Grenzen und Hemmnisse im betrieblichen Gesundheitsmanagement

Im betrieblichen Gesundheitsschutz fehlt es eher selten an Geld, dafür umso öfter an Zeit und an Personal – auch dies wird in der Studie deutlich. Es hapert bereits bei den Gefährdungsbeurteilungen, als typische und häufige Knackpunkte werden genannt:

 

  • Mangelnde Konsequenz: Gefährdungsbeurteilungen werden „nur halbherzig und bürokratisch abgearbeitet“, haben aber keine oder zu geringe Folgen.

  • Kein Umsetzen: Konkrete Schritte zu tatsächlichen Verbesserungen bleiben aus.

  • Fehlende Partizipation: Beschäftigte werden in Gefährdungsbeurteilungen zu wenig eingebunden, es fehlen konkrete Beteiligungsmöglichkeiten.

  • Wissensmängel: Fehlendes Fachwissen und die Komplexität der gesetzlichen Auflagen wirken hemmend.

  • Unvollständigkeit: Insbesondere psychische Belastungen werden häufig nur oberflächlich oder gar nicht erfasst.

  • Gerade beim letzten Punkt sollten Sicherheitsbeauftragte wachsam bleiben und gegebenenfalls nachhaken. Das Erfassen psychischer Belastungen in den Gefährdungsbeurteilungen hat sich zwar insgesamt verbessert, ist aber noch immer keine Selbstverständlichkeit in Betrieben und Unternehmen.

 

Es müssen Taten folgen

Schlechte Arbeitsbedingungen stellen ein erhebliches Risiko für Körper und Psyche dar. Gefährdungsbeurteilungen sollen dies aufdecken und Gegenmaßnahmen finden. Soweit die Theorie. Die Studie bemängelt, dass in der Praxis der Prozess der Gefährdungsbeurteilung oft auf halbem Weg steckenbleibt,

 

Das kann an den oben genannten Gründen liegen oder daran, dass Verantwortliche und Entscheider vor nachhaltigen Änderungen zurückschrecken. In weniger als jedem dritten Betrieb beziehungsweise jeder dritten Dienststelle wurden aus den Gefährdungsbeurteilungen abgeleitete Maßnahmen auch tatsächlich umgesetzt.

 

Doch wenn auf Gefährdungsbeurteilungen keine Taten folgen, bleiben auch die Möglichkeiten eines BGM begrenzt – mit erheblichen Nachwirkungen. Denn wo die konkreten Befunde nicht konsequent Handlungsschritte auslösen, um krankmachende Arbeitsbedingungen zu verändern, werden Beschäftigte keine betrieblichen Verbesserungen wahrnehmen. Damit entsteht der Eindruck, dass ein BGF oder BGM letztlich nichts bringt. Die Akzeptanz für Maßnahmen sinkt, ebenso die Bereitschaft für Veränderungen – ein Teufelskreis!

 

 

Betriebliches Gesundheitsmanagement ist kein Selbstläufer

Es genügt nicht, Konzepte zur Förderung von Gesundheit und gesunden Arbeitsbedingungen zu kennen und anzukündigen. Schritte müssen umgesetzt und evaluiert, Ansätze überdacht und immer wieder neu gestartet werden. Denn es ist abzusehen, dass uns viele der aktuellen Fragen weiterhin beschäftigen werden, zum Beispiel

 

  • die Vereinbarkeit von Familie und Beruf durch Konzepte für flexible und vereinbarkeitsfreundliche Arbeitszeiten

  • der Schutz vor psychischer und physischer Überlastung durch angemessene Arbeitszeitregelungen und Pausengestaltungen

  • alternsfreundliche Arbeitsplätze, an denen die Arbeitsbedingungen an die Bedürfnisse älterer Beschäftigter angepasst sind.

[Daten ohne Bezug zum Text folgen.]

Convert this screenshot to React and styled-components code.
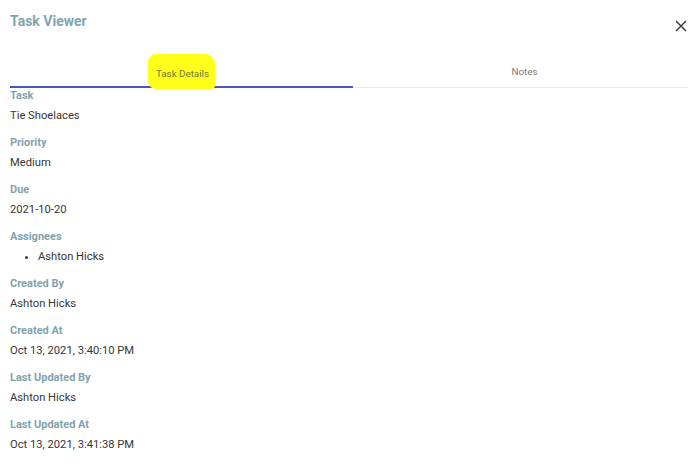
import React from "react";
import styled, { createGlobalStyle } from "styled-components";

const Global = createGlobalStyle`
  html, body { margin: 0; padding: 0; background: #fff; }
  body { font-family: Roboto, "Liberation Sans", sans-serif; }
`;

const Dialog = styled.div`
  width: 688px;
  height: 467px;
  box-sizing: border-box;
  padding: 0 0 0 10px;
  overflow: hidden;
  background: #fff;
`;

const Header = styled.div`
  display: flex;
  justify-content: space-between;
  align-items: flex-start;
  height: 54px;
  width: 678px;
`;

const Title = styled.h2`
  margin: 0;
  padding-top: 11px;
  font-size: 14px;
  line-height: 20px;
  font-weight: 700;
  color: #7fa3ae;
`;

const Close = styled.button`
  border: 0;
  background: none;
  padding: 0;
  margin: 20px 1px 0 0;
  width: 12px;
  height: 12px;
  display: flex;
  cursor: pointer;
`;

const Tabs = styled.div`
  display: flex;
  width: 686px;
  border-bottom: 1px solid #e8e8e8;
  height: 33px;
`;

const Tab = styled.div`
  flex: 1;
  display: flex;
  align-items: center;
  justify-content: center;
  padding-top: 2px;
  font-size: 9.8px;
  color: ${(p) => (p.$active ? "#6f7a3a" : "#777")};
  border-bottom: 2px solid ${(p) => (p.$active ? "#4555c4" : "transparent")};
  margin-bottom: -1px;
`;

const Highlight = styled.span`
  background: #ffff1a;
  padding: 14px 6px 10px 8px;
  border-radius: 8px 10px 4px 8px;
`;

const Body = styled.div`
  margin-top: 1px;
`;

const Label = styled.div`
  font-size: 11px;
  line-height: 14px;
  font-weight: 700;
  color: #7fa3ae;
  margin-bottom: 3px;
`;

const Value = styled.div`
  font-size: 11.2px;
  line-height: 20px;
  color: #363636;
  margin-bottom: 10px;
`;

const List = styled.ul`
  margin: 0 0 10px 0;
  padding-left: 28px;
  font-size: 11.2px;
  line-height: 20px;
  color: #363636;
`;

const fields = [
  ["Task", "Tie Shoelaces"],
  ["Priority", "Medium"],
  ["Due", "2021-10-20"],
  ["Assignees", ["Ashton Hicks"]],
  ["Created By", "Ashton Hicks"],
  ["Created At", "Oct 13, 2021, 3:40:10 PM"],
  ["Last Updated By", "Ashton Hicks"],
  ["Last Updated At", "Oct 13, 2021, 3:41:38 PM"],
];

export default function App() {
  return (
    <>
      <Global />
      <Dialog>
        <Header>
          <Title>Task Viewer</Title>
          <Close aria-label="close">
            <svg width="12" height="12" viewBox="0 0 12 12">
              <path d="M1 1L11 11M11 1L1 11" stroke="#333" strokeWidth="1.4" fill="none" />
            </svg>
          </Close>
        </Header>
        <Tabs>
          <Tab $active>
            <Highlight>Task Details</Highlight>
          </Tab>
          <Tab>Notes</Tab>
        </Tabs>
        <Body>
          {fields.map(([label, value]) => (
            <React.Fragment key={label}>
              <Label>{label}</Label>
              {Array.isArray(value) ? (
                <List>
                  {value.map((v) => (
                    <li key={v}>{v}</li>
                  ))}
                </List>
              ) : (
                <Value>{value}</Value>
              )}
            </React.Fragment>
          ))}
        </Body>
      </Dialog>
    </>
  );
}
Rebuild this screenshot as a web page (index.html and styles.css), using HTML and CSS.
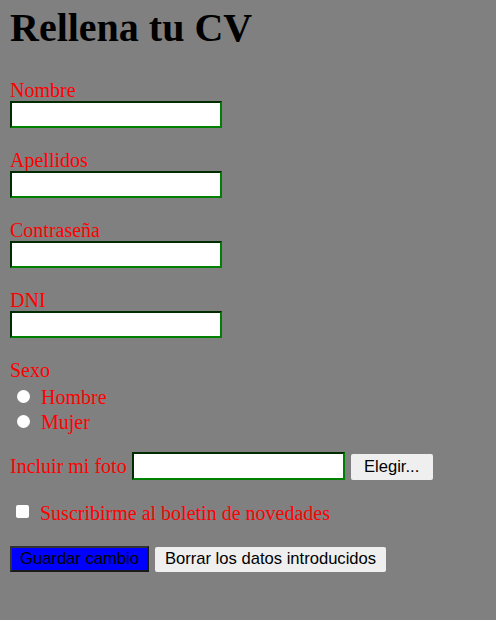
FILE: index.html
```html
<!DOCTYPE html>
<html lang="es">
<head>
<meta charset="utf-8">
<title>Rellena tu CV</title>
<link rel="stylesheet" href="styles.css">
</head>
<body>
<h1 class="title">Rellena tu CV</h1>
<form class="cv-form">
  <div class="field">
    <label class="lbl" for="nombre">Nombre</label>
    <input class="txt" type="text" id="nombre">
  </div>
  <div class="field">
    <label class="lbl" for="apellidos">Apellidos</label>
    <input class="txt" type="text" id="apellidos">
  </div>
  <div class="field">
    <label class="lbl" for="pass">Contraseña</label>
    <input class="txt" type="password" id="pass">
  </div>
  <div class="field">
    <label class="lbl" for="dni">DNI</label>
    <input class="txt" type="text" id="dni">
  </div>
  <div class="field">
    <span class="lbl">Sexo</span>
    <label class="opt"><input class="radio" type="radio" name="sexo"><span>Hombre</span></label>
    <label class="opt"><input class="radio" type="radio" name="sexo"><span>Mujer</span></label>
  </div>
  <div class="row foto">
    <label class="lbl" for="foto">Incluir mi foto</label>
    <input class="txt" type="text" id="foto">
    <button class="btn" type="button">Elegir...</button>
  </div>
  <div class="row check">
    <input class="checkbox" type="checkbox" id="news">
    <label class="lbl" for="news">Suscribirme al boletin de novedades</label>
  </div>
  <div class="row actions">
    <button class="btn btn-save" type="submit">Guardar cambio</button>
    <button class="btn btn-reset" type="reset">Borrar los datos introducidos</button>
  </div>
</form>
</body>
</html>
```
FILE: styles.css
```css
html, body {
  background: #808080;
}
body {
  margin: 0;
  padding: 6px 10px 10px;
  font-family: "Liberation Serif", "Times New Roman", serif;
  font-size: 20px;
}
.title {
  margin: 0;
  font-size: 40px;
  font-weight: bold;
  line-height: 44px;
  color: #000;
}
.cv-form {
  display: flex;
  flex-direction: column;
  margin-top: 28px;
}
.field {
  display: flex;
  flex-direction: column;
  align-items: flex-start;
  margin-bottom: 20px;
}
.lbl {
  color: #ff0000;
  line-height: 23px;
}
.field > .lbl {
  padding-top: 1px;
  margin-bottom: -1px;
}
.txt {
  box-sizing: border-box;
  width: 212px;
  height: 27px;
  margin: 0;
  padding: 1px 2px;
  border: 2px inset #008000;
  background: #fff;
  font-size: 13px;
}
.opt {
  display: flex;
  align-items: center;
  height: 25px;
  margin-top: 4px;
  margin-bottom: -4px;
  color: #ff0000;
}
.radio {
  appearance: none;
  -webkit-appearance: none;
  width: 13px;
  height: 13px;
  margin: -3px 11px 0 7px;
  border-radius: 50%;
  background: #fff;
}
.row {
  display: flex;
  align-items: center;
}
.foto {
  margin-top: 1px;
  gap: 6px;
}
.foto .txt {
  width: 213px;
  height: 28px;
  margin-left: -1px;
}
.btn {
  box-sizing: border-box;
  height: 26px;
  margin: 0;
  padding: 0;
  border: none;
  border-radius: 2px;
  background: #efefef;
  color: #000;
  font-family: "Liberation Sans", Arial, sans-serif;
  font-size: 16.6px;
  white-space: nowrap;
  text-align: center;
}
.foto .btn {
  width: 82px;
  margin-top: 2px;
}
.check {
  margin-top: 22px;
  height: 23px;
}
.checkbox {
  appearance: none;
  -webkit-appearance: none;
  width: 13px;
  height: 13px;
  margin: -4px 11px 0 6px;
  border-radius: 2px;
  background: #fff;
}
.actions {
  margin-top: 21px;
  gap: 6px;
}
.btn-save {
  width: 139px;
  height: 26px;
  background: #0000ff;
  border: 2px solid;
  border-color: #333 #1a1a1a #1a1a1a #333;
  border-radius: 0;
}
.btn-reset {
  width: 231px;
  height: 25px;
}
```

  • Konsequente Wiedereingliederung

  • Auch die betriebliche Wiedereingliederung muss konsequent verfolgt werden. Chronisch erkrankte oder verunfallte Kolleginnen und Kollegen, die arbeitsfähig und motiviert sind, dürfen nicht ausgegliedert werden. Hier sind alle Maßnahmen zu prüfen, die einen Einsatz entsprechend den individuellen Fähigkeiten ermöglichen. Das ist eine Win-Win-Situation, auch angesichts des in immer mehr Branchen spürbaren Personal- und Fachkräftemangels.

 

Nicht wenige der aktuellen Entwicklungen in Politik und Gesellschaft sind besorgniserregend. Auch die digitalisierte, automatisierte, vernetzte und künstlich intelligente Arbeitswelt 4.0 kann bedrohlich wirken und hat ihre Tücken. Doch in jedem Wandel entsteht auch Neues und Veränderungen bieten stets auch Chancen. Betriebe, die diese Chancen erkennen und nutzen mit dem Ziel gesunder, alternsgerechter und familienfreundlicher Arbeitsbedingungen, sind für die Zukunft gerüstet.